Competition would be if Samsung improves on Apple's designs to create something superior.
> Samsung doesn't compete with Apple either. They are more similar to counterfeiters who sell black-market Oakley, Nike, and Prada stuff in alleyways.
My goodness. Samsung designs may imitate Apple's to some debatable extent, but they're not labeling their products with an Apple logo. The way I see it, TV makers imitate each others' designs and features all the time, and so do car makers and fridge makers.
> It's not competition when one company does ALL the innovation and other companies just copy them and try to win on price.
Your generalisation is extreme. Surely Samsung, HTC, Sony, LG, etc. do innovate (with reference to their legacy in the wider field of electronics)?
And they are certainly competing. The very definition of competition is to sell a product that is a close substitute for another. Your assertion seems to make innovation the only thing that matters for competition, which it isn't.
Society would be better off generally if competition (of all forms) increased in more markets.
Not to mention, sometimes "innovation" just means innovative pricing schemes. Not innovation in actual technology. Google has been able to price their devices more competitively, which in and of itself is an innovation.
> > It's not competition when one company does ALL the innovation and other companies just copy them and try to win on price.
Zipcar. I just paid $137.39 for an Audi Q5. Audi can't do that. Price is usually the result of innovation, the tip of the iceberg. Otherwise we'd wouldn't be driving cars or, hopefully soon, flying into space. If anyone offers an iPhone 5 cheaper than Apple I'm sold! Better yet, make a phone better than the iPhone AND sell it cheaper!
Samsung COPIED Apple, so when you enjoy your Samsung phone, you are enjoying the fruits of Apple's research, development, design, market testing, etc.
The majority of the creative, intellectual substance that is contained in the Samsung phones originated in Cupertino. Point being that if we want companies to create new things rather than just copy old things, we need to give greater rewards to the actual creative people who take risks and come up with the new ideas. The people who jump on board and say "I can copy that!" really deserve no consideration at all.
are you serious, so initially Samsung copied Apple theres nothing you can see that Apple copied from Android ? Look at IOS5 and you will see a lot they copied.
"If this continues we're going to spend the next decade tiptoeing around every trivial implementation detail of mobile UI instead of boldly exploring new ideas."
But wouldn't this then spark greater innovation? Innovation doesn't come from slavishly imitating what came before. Revolutionary new designs and UI will come from those bold enough to seek vision that has no chance of infringing upon previous patents.
No, it won't. It will hurt innovation because every damn thing is going to have to go through a committee of lawyers before being approved, and it will hurt innovation because the idea that innovation always involves making something brand-new and from whole cloth is fucking retarded.

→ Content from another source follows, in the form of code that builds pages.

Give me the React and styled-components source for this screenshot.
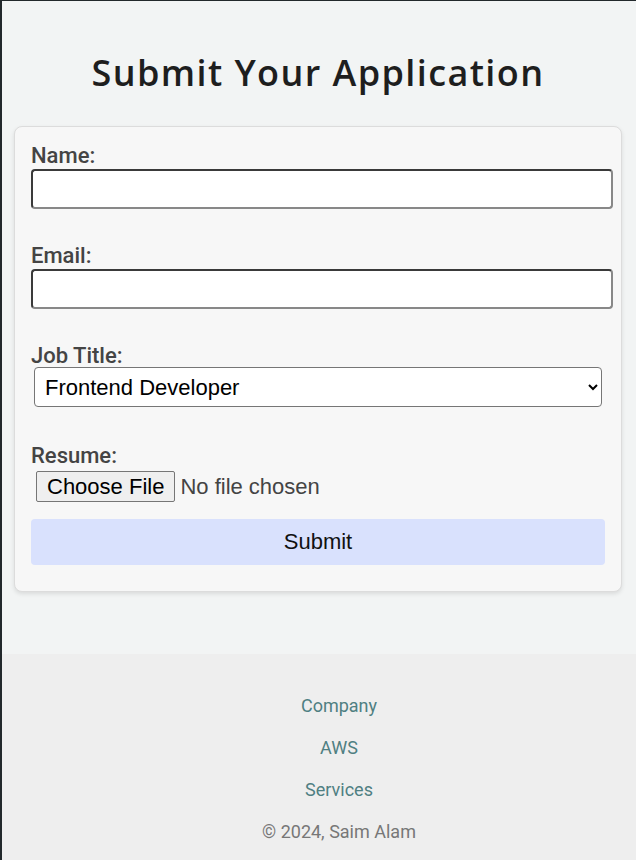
import styled, {createGlobalStyle} from "styled-components";

const GlobalStyle = createGlobalStyle`
  html, body {
    margin: 0;
    padding: 0;
    background: #f2f4f4;
  }
  body {
    font-family: Roboto, "Liberation Sans", sans-serif;
  }
`;

const Page = styled.div`
  min-height: 100vh;
  box-sizing: border-box;
  border-left: 2px solid #22282b;
  border-top: 1px solid #22282b;
  display: flex;
  flex-direction: column;
  background: #f2f4f4;
`;

const Main = styled.main`
  padding: 0 14px 62px 12px;
`;

const Title = styled.h1`
  margin: 50px 0 31px;
  font-family: "Open Sans", sans-serif;
  font-weight: 600;
  font-size: 36px;
  line-height: 44px;
  letter-spacing: 1.4px;
  text-align: center;
  color: #1e1e1e;
`;

const Card = styled.div`
  background: #f7f7f7;
  border: 1px solid #dcdcdc;
  border-radius: 8px;
  box-shadow: 0 2px 4px rgba(0, 0, 0, 0.1);
  padding: 16px 16px 26px;
`;

const Form = styled.form`
  display: flex;
  flex-direction: column;
`;

const Label = styled.label`
  display: block;
  font-family: Roboto, sans-serif;
  font-weight: 500;
  font-size: 22px;
  line-height: 26px;
  color: #444;
`;

const Field = styled.div`
  margin-bottom: ${(p) => p.gap || 34}px;
`;

const Input = styled.input`
  display: block;
  box-sizing: border-box;
  width: calc(100% + 8px);
  height: 40px;
  border: 2px solid;
  border-color: #3a3a3a #888 #888 #3a3a3a;
  border-radius: 4px;
  background: #fff;
  font-size: 20px;
  padding: 4px 8px;
`;

const Select = styled.select`
  display: block;
  box-sizing: border-box;
  width: calc(100% - 6px);
  height: 40px;
  margin: -2px 0 2px 3px;
  border: 1px solid #767676;
  border-radius: 4px;
  background: #fff;
  color: #000;
  font-family: "Liberation Sans", Arial, sans-serif;
  font-size: 22px;
  padding: 0 6px;
`;

const FileInput = styled.input`
  display: block;
  margin: 2px 0 0 5px;
  font-family: "Liberation Sans", Arial, sans-serif;
  font-size: 22px;
  color: #444;

  &::file-selector-button {
    font-family: "Liberation Sans", Arial, sans-serif;
    font-size: 22px;
    color: #000;
    background: #efefef;
    border: 1px solid #767676;
    border-radius: 2px;
    padding: 0 10px;
    margin-right: 5px;
    height: 31px;
  }
`;

const SubmitButton = styled.button`
  height: 46px;
  border: none;
  border-radius: 4px;
  background: #d9e1fd;
  color: #111;
  font-family: "Liberation Sans", Arial, sans-serif;
  font-size: 22px;
`;

const Footer = styled.footer`
  background: #eeeeee;
  padding: 31px 0 7px 40px;
  display: flex;
  flex-direction: column;
  align-items: center;
`;

const FooterLink = styled.a`
  font-family: Roboto, sans-serif;
  font-size: 18px;
  line-height: 42px;
  color: ${(p) => (p.muted ? "#777" : "#4f7f82")};
  text-decoration: none;
`;

export default function App() {
  return (
    <>
      <GlobalStyle />
      <Page>
        <Main>
          <Title>Submit Your Application</Title>
          <Card>
            <Form onSubmit={(e) => e.preventDefault()}>
              <Field>
                <Label htmlFor="name">Name:</Label>
                <Input id="name" type="text" />
              </Field>
              <Field>
                <Label htmlFor="email">Email:</Label>
                <Input id="email" type="email" />
              </Field>
              <Field>
                <Label htmlFor="job">Job Title:</Label>
                <Select id="job" defaultValue="Frontend Developer">
                  <option>Frontend Developer</option>
                  <option>Backend Developer</option>
                  <option>Full Stack Developer</option>
                </Select>
              </Field>
              <Field gap={17}>
                <Label htmlFor="resume">Resume:</Label>
                <FileInput id="resume" type="file" />
              </Field>
              <SubmitButton type="submit">Submit</SubmitButton>
            </Form>
          </Card>
        </Main>
        <Footer>
          <FooterLink href="#">Company</FooterLink>
          <FooterLink href="#">AWS</FooterLink>
          <FooterLink href="#">Services</FooterLink>
          <FooterLink as="span" muted>© 2024, Saim Alam</FooterLink>
        </Footer>
      </Page>
    </>
  );
}
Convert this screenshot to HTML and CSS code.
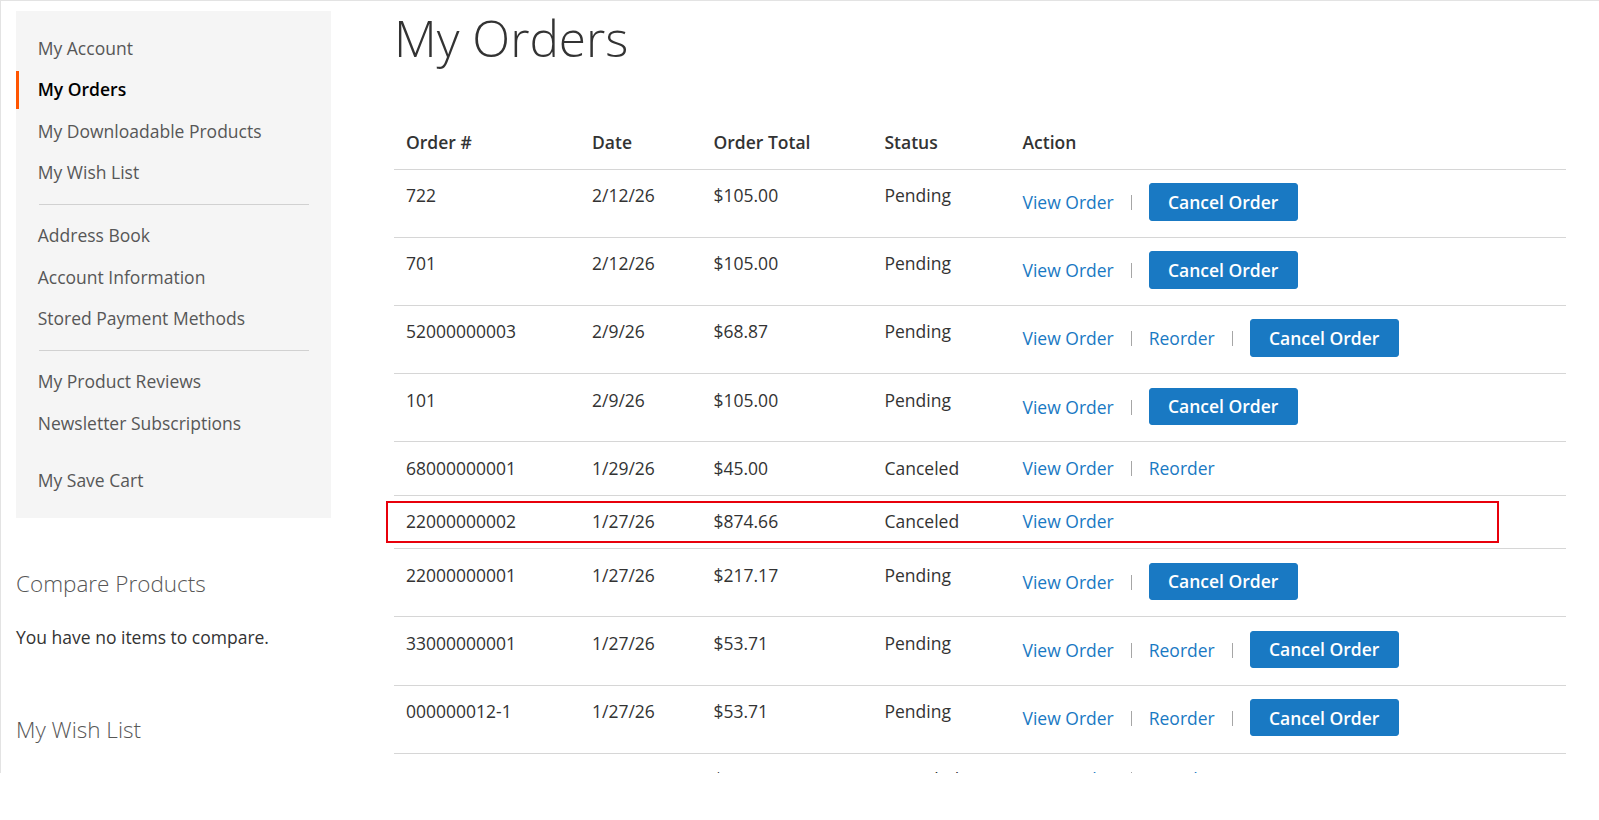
FILE: index.html
```html
<!DOCTYPE html>
<html lang="en">
<head>
<meta charset="utf-8">
<title>My Orders</title>
<link rel="stylesheet" href="styles.css">
</head>
<body>
<div class="viewport">
  <aside class="sidebar">
    <nav class="account-nav">
      <ul class="nav-list">
        <li class="nav-item"><a href="#">My Account</a></li>
        <li class="nav-item current"><strong>My Orders</strong></li>
        <li class="nav-item"><a href="#">My Downloadable Products</a></li>
        <li class="nav-item"><a href="#">My Wish List</a></li>
        <li class="delimiter"></li>
        <li class="nav-item"><a href="#">Address Book</a></li>
        <li class="nav-item"><a href="#">Account Information</a></li>
        <li class="nav-item"><a href="#">Stored Payment Methods</a></li>
        <li class="delimiter"></li>
        <li class="nav-item"><a href="#">My Product Reviews</a></li>
        <li class="nav-item"><a href="#">Newsletter Subscriptions</a></li>
        <li class="nav-item"><a href="#" class="empty-link"></a></li>
        <li class="nav-item"><a href="#">My Save Cart</a></li>
      </ul>
    </nav>
    <div class="block block-compare">
      <div class="block-title">Compare Products</div>
      <div class="block-content">You have no items to compare.</div>
    </div>
    <div class="block block-wishlist">
      <div class="block-title">My Wish List</div>
    </div>
  </aside>
  <main class="main">
    <h1 class="page-title">My Orders</h1>
    <table class="orders">
      <colgroup>
        <col class="c-id"><col class="c-date"><col class="c-total"><col class="c-status"><col class="c-action">
      </colgroup>
      <thead>
        <tr><th>Order #</th><th>Date</th><th>Order Total</th><th>Status</th><th>Action</th></tr>
      </thead>
      <tbody>
        <tr><td>722</td><td>2/12/26</td><td>$105.00</td><td>Pending</td><td class="actions"><a href="#" class="link">View Order</a><span class="sep"></span><a href="#" class="btn">Cancel Order</a></td></tr>
        <tr><td>701</td><td>2/12/26</td><td>$105.00</td><td>Pending</td><td class="actions"><a href="#" class="link">View Order</a><span class="sep"></span><a href="#" class="btn">Cancel Order</a></td></tr>
        <tr><td>52000000003</td><td>2/9/26</td><td>$68.87</td><td>Pending</td><td class="actions"><a href="#" class="link">View Order</a><span class="sep"></span><a href="#" class="link">Reorder</a><span class="sep"></span><a href="#" class="btn">Cancel Order</a></td></tr>
        <tr><td>101</td><td>2/9/26</td><td>$105.00</td><td>Pending</td><td class="actions"><a href="#" class="link">View Order</a><span class="sep"></span><a href="#" class="btn">Cancel Order</a></td></tr>
        <tr><td>68000000001</td><td>1/29/26</td><td>$45.00</td><td>Canceled</td><td class="actions"><a href="#" class="link">View Order</a><span class="sep"></span><a href="#" class="link">Reorder</a></td></tr>
        <tr><td class="marked">22000000002<span class="highlight"></span></td><td>1/27/26</td><td>$874.66</td><td>Canceled</td><td class="actions"><a href="#" class="link">View Order</a></td></tr>
        <tr><td>22000000001</td><td>1/27/26</td><td>$217.17</td><td>Pending</td><td class="actions"><a href="#" class="link">View Order</a><span class="sep"></span><a href="#" class="btn">Cancel Order</a></td></tr>
        <tr><td>33000000001</td><td>1/27/26</td><td>$53.71</td><td>Pending</td><td class="actions"><a href="#" class="link">View Order</a><span class="sep"></span><a href="#" class="link">Reorder</a><span class="sep"></span><a href="#" class="btn">Cancel Order</a></td></tr>
        <tr><td>000000012-1</td><td>1/27/26</td><td>$53.71</td><td>Pending</td><td class="actions"><a href="#" class="link">View Order</a><span class="sep"></span><a href="#" class="link">Reorder</a><span class="sep"></span><a href="#" class="btn">Cancel Order</a></td></tr>
        <tr><td>000000010</td><td>1/27/26</td><td>$53.71</td><td>Canceled</td><td class="actions"><a href="#" class="link">View Order</a><span class="sep"></span><a href="#" class="link">Reorder</a></td></tr>
      </tbody>
    </table>
  </main>
</div>
</body>
</html>
```
FILE: styles.css
```css
* { box-sizing: border-box; }
html, body { margin: 0; padding: 0; background: #fff; }
body {
  font-family: "Open Sans", "Liberation Sans", Arial, sans-serif;
  font-size: 17.5px;
  line-height: 25px;
  color: #333;
}
a { text-decoration: none; }

.viewport {
  height: 773px;
  overflow: hidden;
  border-top: 1px solid #e3e3e3;
  border-left: 1px solid #e3e3e3;
  padding: 10px 0 0 15px;
  display: flex;
  align-items: flex-start;
}

.sidebar { flex: none; width: 315px; margin-right: 63px; }

.account-nav { background: #f5f5f5; padding: 18.75px 0; }
.nav-list { list-style: none; margin: 0; padding: 0; }
.nav-item + .nav-item { margin-top: 3.75px; }
.nav-item a, .nav-item strong {
  display: block;
  border-left: 3.75px solid transparent;
  padding: 6.25px 22.5px 6.25px 18.75px;
  color: #575757;
  font-weight: 400;
}
.nav-item .empty-link { height: 12.5px; padding-top: 0; padding-bottom: 0; }
.nav-item.current strong { border-left-color: #ff5501; color: #000; font-weight: 600; }
.delimiter { border-top: 1px solid #d1d1d1; margin: 12.5px 22.5px; height: 0; }

.block { margin-top: 50px; }
.block-title { font-size: 22.5px; line-height: 32px; font-weight: 300; color: #575757; }
.block-compare .block-content { margin-top: 25px; color: #333; }
.block-compare { margin-bottom: 64.25px; }
.block-wishlist { margin-top: 0; }

.main { flex: none; width: 1172px; }
.page-title {
  margin: 0 0 50.5px;
  font-size: 49.5px;
  line-height: 55px;
  font-weight: 300;
  color: #333;
}

.orders { width: 100%; table-layout: fixed; border-collapse: collapse; }
.c-id { width: 186px; }
.c-date { width: 121.5px; }
.c-total { width: 171px; }
.c-status { width: 138px; }
.orders th, .orders td {
  text-align: left;
  vertical-align: top;
  padding: 13.75px 12px;
  border-bottom: 1px solid #d6d6d6;
  white-space: nowrap;
}
.orders td { padding-top: 13.25px; padding-bottom: 14.25px; }
.orders th { font-weight: 600; color: #333; }
.orders td.marked { position: relative; }
.highlight {
  position: absolute;
  left: -8px;
  top: 4.7px;
  width: 1112.5px;
  height: 42px;
  border: 2px solid #e8000b;
  pointer-events: none;
}

.link { color: #1979c3; }
.sep {
  display: inline-block;
  width: 0;
  height: 15px;
  border-left: 1px solid #a6a6a6;
  margin: 0 17px;
  vertical-align: -1.25px;
}
.btn {
  display: inline-block;
  background: #1979c3;
  border: 1px solid #1979c3;
  color: #fff;
  font-weight: 600;
  line-height: 20px;
  padding: 7.75px 18.25px;
  border-radius: 3px;
  margin-bottom: 2.1px;
}
```
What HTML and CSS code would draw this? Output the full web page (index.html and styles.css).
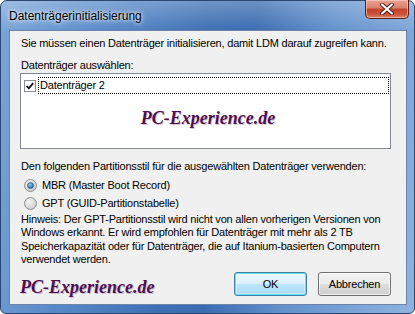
FILE: index.html
```html
<!DOCTYPE html>
<html lang="de">
  <head>
    <meta charset="UTF-8" />
    <title>Datenträgerinitialisierung</title>
    <link rel="stylesheet" href="styles.css">
  </head>
  <body>
    <div class="window">
      <div class="titlebar">
        <span class="title">Datenträgerinitialisierung</span>
        <div class="close">
          <svg width="16" height="12" viewBox="0 0 16 12">
            <path d="M3 1.5 L13 10.5 M13 1.5 L3 10.5" stroke="#4a1a14" stroke-width="4" stroke-linecap="round" />
            <path d="M3 1.5 L13 10.5 M13 1.5 L3 10.5" stroke="#ffffff" stroke-width="2.2" stroke-linecap="round" />
          </svg>
        </div>
      </div>
      <div class="client">
        <p class="line intro">Sie müssen einen Datenträger initialisieren, damit LDM darauf zugreifen kann.</p>
        <p class="line label">Datenträger auswählen:</p>
        <div class="listbox">
          <div class="item">
            <svg class="check" width="12" height="12" viewBox="0 0 12 12">
              <rect x="0.5" y="0.5" width="11" height="11" fill="#fff" stroke="#8e8f8f" />
              <path d="M2.6 6 L4.8 8.4 L9.2 3.2" fill="none" stroke="#111" stroke-width="1.8" />
            </svg>
            <span class="item-text">Datenträger 2</span>
          </div>
          <div class="watermark mid">PC-Experience.de</div>
        </div>
        <p class="line style">Den folgenden Partitionsstil für die ausgewählten Datenträger verwenden:</p>
        <div class="radio">
          <svg width="13" height="13" viewBox="0 0 13 13">
            <defs>
              <radialGradient id="rb" cx="0.4" cy="0.35" r="0.7">
                <stop offset="0" stop-color="#f6f6f6" />
                <stop offset="1" stop-color="#c9c9c9" />
              </radialGradient>
              <radialGradient id="dot" cx="0.4" cy="0.35" r="0.7">
                <stop offset="0" stop-color="#8fd0f4" />
                <stop offset="1" stop-color="#1c5f9a" />
              </radialGradient>
            </defs>
            <circle cx="6.5" cy="6.5" r="6" fill="url(#rb)" stroke="#8e8f8f" />
            <circle cx="6.5" cy="6.5" r="3" fill="url(#dot)" stroke="#1f4f7a" stroke-width="0.6" />
          </svg>
          <span>MBR (Master Boot Record)</span>
        </div>
        <div class="radio">
          <svg width="13" height="13" viewBox="0 0 13 13">
            <circle cx="6.5" cy="6.5" r="6" fill="url(#rb)" stroke="#8e8f8f" />
          </svg>
          <span>GPT (GUID-Partitionstabelle)</span>
        </div>
        <p class="note">Hinweis: Der GPT-Partitionsstil wird nicht von allen vorherigen Versionen von<br>Windows erkannt. Er wird empfohlen für Datenträger mit mehr als 2 TB<br>Speicherkapazität oder für Datenträger, die auf Itanium-basierten Computern<br>verwendet werden.</p>
        <div class="footer">
          <span class="watermark">PC-Experience.de</span>
          <div class="buttons">
            <button class="btn default">OK</button>
            <button class="btn">Abbrechen</button>
          </div>
        </div>
      </div>
    </div>
  </body>
</html>
```

FILE: styles.css
```css
* {
  box-sizing: border-box;
  padding: 0;
  margin: 0;
}
body {
  width: 415px;
  height: 314px;
  overflow: hidden;
  background: #ffffff;
  font-family: "Liberation Sans", Arial, sans-serif;
  font-size: 11px;
  letter-spacing: -0.2px;
  color: #000;
}
.window {
  width: 415px;
  height: 314px;
  display: flex;
  flex-direction: column;
  padding: 0 7px 8px 8px;
  border: 1px solid #2b4670;
  border-radius: 7px 7px 6px 6px;
  background:
    linear-gradient(180deg, rgba(255, 255, 255, 0.25) 0, rgba(255, 255, 255, 0) 30px),
    linear-gradient(100deg, #7ca6d8 0%, #5a8bc9 22%, #3f70b4 45%, #3b6cb1 55%, #6492cd 72%, #8fb3df 100%);
}
.titlebar {
  flex: none;
  height: 29px;
  display: flex;
  align-items: flex-start;
  justify-content: space-between;
}
.title {
  font-size: 12px;
  letter-spacing: 0;
  line-height: 14px;
  padding-top: 8px;
  color: #000;
  text-shadow: 0 0 6px rgba(255, 255, 255, 0.9), 0 0 3px rgba(255, 255, 255, 0.9);
}
.close {
  width: 44px;
  height: 19px;
  margin-top: -1px;
  margin-right: -2px;
  display: flex;
  align-items: center;
  justify-content: center;
  border: 1px solid #5a1f1a;
  border-top: none;
  border-radius: 0 0 5px 5px;
  background: linear-gradient(180deg, #e8a492 0%, #d8806c 45%, #c4412a 50%, #c9553c 80%, #df8a6a 100%);
  box-shadow: inset 0 0 0 1px rgba(255, 220, 210, 0.5);
}
.client {
  flex: 1;
  min-height: 0;
  display: flex;
  flex-direction: column;
  padding: 6px 15px 0 10px;
  border: 1px solid #6c84a8;
  background: #f0f0f0;
  white-space: nowrap;
}
.line {
  line-height: 13px;
  padding-left: 1px;
}
.label {
  margin-top: 9px;
}
.listbox {
  flex: none;
  margin-top: 1px;
  height: 76px;
  border: 1px solid #828790;
  background: #fff;
  padding: 3px 1px 0 2px;
}
.item {
  height: 17px;
  display: flex;
  align-items: center;
  gap: 2px;
}
.check {
  flex: none;
  margin-left: 1px;
}
.item-text {
  flex: 1;
  height: 17px;
  line-height: 15px;
  padding-left: 1px;
  border: 1px dotted #000;
}
.watermark {
  font-family: "Liberation Serif", "DejaVu Serif", serif;
  font-style: italic;
  font-weight: bold;
  font-size: 18px;
  letter-spacing: 0;
  color: #4d0f4d;
  text-shadow: 1px 1px 0 rgba(120, 60, 120, 0.3);
}
.watermark.mid {
  text-align: center;
  margin-top: 14px;
  margin-left: 4px;
}
.style {
  margin-top: 11px;
}
.radio {
  flex: none;
  height: 18px;
  display: flex;
  align-items: center;
  gap: 5px;
  padding-left: 4px;
  margin-top: 3px;
}
.radio + .radio {
  margin-top: 0;
}
.note {
  margin-top: 1px;
  line-height: 13.4px;
  padding-left: 1px;
}
.footer {
  display: flex;
  justify-content: space-between;
  align-items: flex-start;
  margin-top: 5px;
}
.footer .watermark {
  margin-top: 5px;
}
.buttons {
  display: flex;
  gap: 11px;
}
.btn {
  width: 73px;
  height: 24px;
  font-family: "Liberation Sans", Arial, sans-serif;
  font-size: 11px;
  letter-spacing: -0.2px;
  color: #000;
  border: 1px solid #707070;
  border-radius: 3px;
  background: linear-gradient(180deg, #f2f2f2 0%, #ebebeb 50%, #dddddd 50%, #cfcfcf 100%);
  box-shadow: inset 0 0 0 1px rgba(255, 255, 255, 0.7);
}
.btn.default {
  border-color: #3c7fb1;
  background: linear-gradient(180deg, #eaf6fd 0%, #d9f0fc 50%, #bee6fd 50%, #a7d9f5 100%);
  box-shadow: inset 0 0 0 1px #5ee0ff, inset 0 0 0 2px rgba(255, 255, 255, 0.4);
}
```
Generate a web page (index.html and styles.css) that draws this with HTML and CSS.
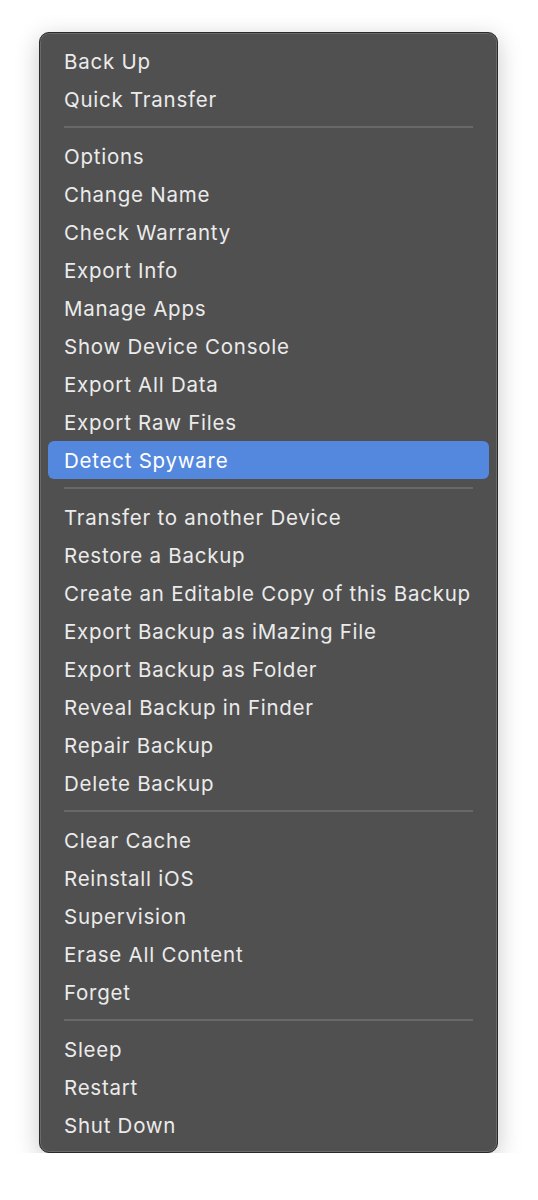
FILE: index.html
```html
<!DOCTYPE html>
<html>
<head>
<meta charset="utf-8">
<link rel="stylesheet" href="styles.css">
</head>
<body>
<div class="menu">
  <div class="item">Back Up</div>
  <div class="item">Quick Transfer</div>
  <div class="sep"></div>
  <div class="item">Options</div>
  <div class="item">Change Name</div>
  <div class="item">Check Warranty</div>
  <div class="item">Export Info</div>
  <div class="item">Manage Apps</div>
  <div class="item">Show Device Console</div>
  <div class="item">Export All Data</div>
  <div class="item">Export Raw Files</div>
  <div class="item active">Detect Spyware</div>
  <div class="sep"></div>
  <div class="item">Transfer to another Device</div>
  <div class="item">Restore a Backup</div>
  <div class="item">Create an Editable Copy of this Backup</div>
  <div class="item">Export Backup as iMazing File</div>
  <div class="item">Export Backup as Folder</div>
  <div class="item">Reveal Backup in Finder</div>
  <div class="item">Repair Backup</div>
  <div class="item">Delete Backup</div>
  <div class="sep"></div>
  <div class="item">Clear Cache</div>
  <div class="item">Reinstall iOS</div>
  <div class="item">Supervision</div>
  <div class="item">Erase All Content</div>
  <div class="item">Forget</div>
  <div class="sep"></div>
  <div class="item">Sleep</div>
  <div class="item">Restart</div>
  <div class="item">Shut Down</div>
</div>
</body>
</html>
```
FILE: styles.css
```css
html, body {
  margin: 0;
  padding: 0;
  background: #ffffff;
}
body {
  padding: 32px 0 0 39px;
  font-family: Inter, "Liberation Sans", sans-serif;
}
.menu {
  width: 459px;
  box-sizing: border-box;
  background: #505050;
  border: 1px solid #2a2a2a;
  border-radius: 10px;
  box-shadow: inset 0 0 0 1px #6a6a6a, 0 6px 24px rgba(0,0,0,0.22);
  padding: 9px 8px 8px 8px;
  display: flex;
  flex-direction: column;
}
.item {
  height: 38px;
  line-height: 40px;
  padding-left: 16px;
  color: #ebebeb;
  font-size: 20.5px;
  letter-spacing: 0.75px;
  border-radius: 6px;
  white-space: nowrap;
}
.item.active {
  background: #5488df;
  color: #ffffff;
}
.sep {
  height: 2px;
  margin: 8px 16px 9px 16px;
  background: #686868;
}
```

Also the idea of a patent for pinch-and-zoom makes about as much sense as a patent for 'a vehicle powered by steam'. Patents are about implementation, not ideas.
But what if this spurns designers and engineers to create designs that are completely different from before, because anything too similar is out of bounds? Wouldn't that drive them to think more different and wildly and uniquely? We may get a lot of stupid failed attempts out of this, but at least it will put the kibosh on "me-too" designs.
What did Samsung do that is shady, that Apple itself didn't? Apple was the first to market with the most-polished device, but all one has to do is look at the old Palm Pilot to know that they completely ripped off the design and layout. Who cares? Apple was already winning on their merits. I have a feeling people will look back on this as a major turning point in Apple's history. They are starting to look like a paranoid ruler worried about an imminent attack instead of playing offense they way they used to.
Right, any computer with square icons arranged in a table format must have originated from the Newton. How could anybody have figured out to put icons into rows and columns?
But seriously, Palm had an SDK and a phone with a touch interface and downloadable apps a good three to four years before the iPhone was introduced. Any brick with a touch interface does not fall into that category I'm afraid.
You wrote "they completely ripped off the design and layout" of the Palm Pilot. The iOS layout owes as much, if not more to the Newton than to the Pilot.
Any brick with a touch interface does not fall into that category I'm afraid.
Absolutely. For example, Microsoft managed to develop a touch phone interface that owes very little to the iPhone. Hopefully Samsung can do the same.
The Newton had an SDK, a vibrant developer community, and a user interface that was one big touchscreen rather than having physical buttons - in 1993. Palm actually got its start selling software for the Newton, specifically their "Graffiti" recognition engine.
If you want to argue about who had specific features first, Newton will usually win - PalmOS was stripped-down to be cheap and dependent on the PC it docked to whereas Newton was conceived as a standalone device so Newton could do things like print or send and receive a fax from day one - Palm got most of those features later if at all.
This case is about the right to sell what is analogous to the movie theatre, the projector, and the camera. Apple found a good way to package them together, and Samsung imitated this, but offered something nevertheless different: a more open and distributed system.
It is Apple and their App store policy that will drive the manufacture of cookie cutter Apps on their homogenous environment.
This isn't an admirable strategy. It's annoying. It's precisely the strategy that major movie studios use to give us one boring, risk-free "blockbuster" after another. The other day I read a history of the making of White Men Can't Jump:
http://www.grantland.com/story/_/id/8266665/an-oral-history-...
The head of Fox at the time, Joe Roth, mentions, "That movie wouldn't get made today. Us moviemaking guys, the studios, have less courage to make a movie like that today with the kind of racial, sexual overtones." It's sad. I would appreciate a big budget movie studio that did not consistently churn out the safest derivative crap they can.
I do appreciate that there's one consumer electronics company that attempts and succeeds at novel, high risk products. Of course, there's a good chance that risk taking spark died recently, but I have appreciated its presence until now.
Maybe patents are bad, but I don't think is a case where that stance holds much emotional appeal other than to those who like to see Apple lose. Most people think Samsung clearly did something shady here and deserves to be punished.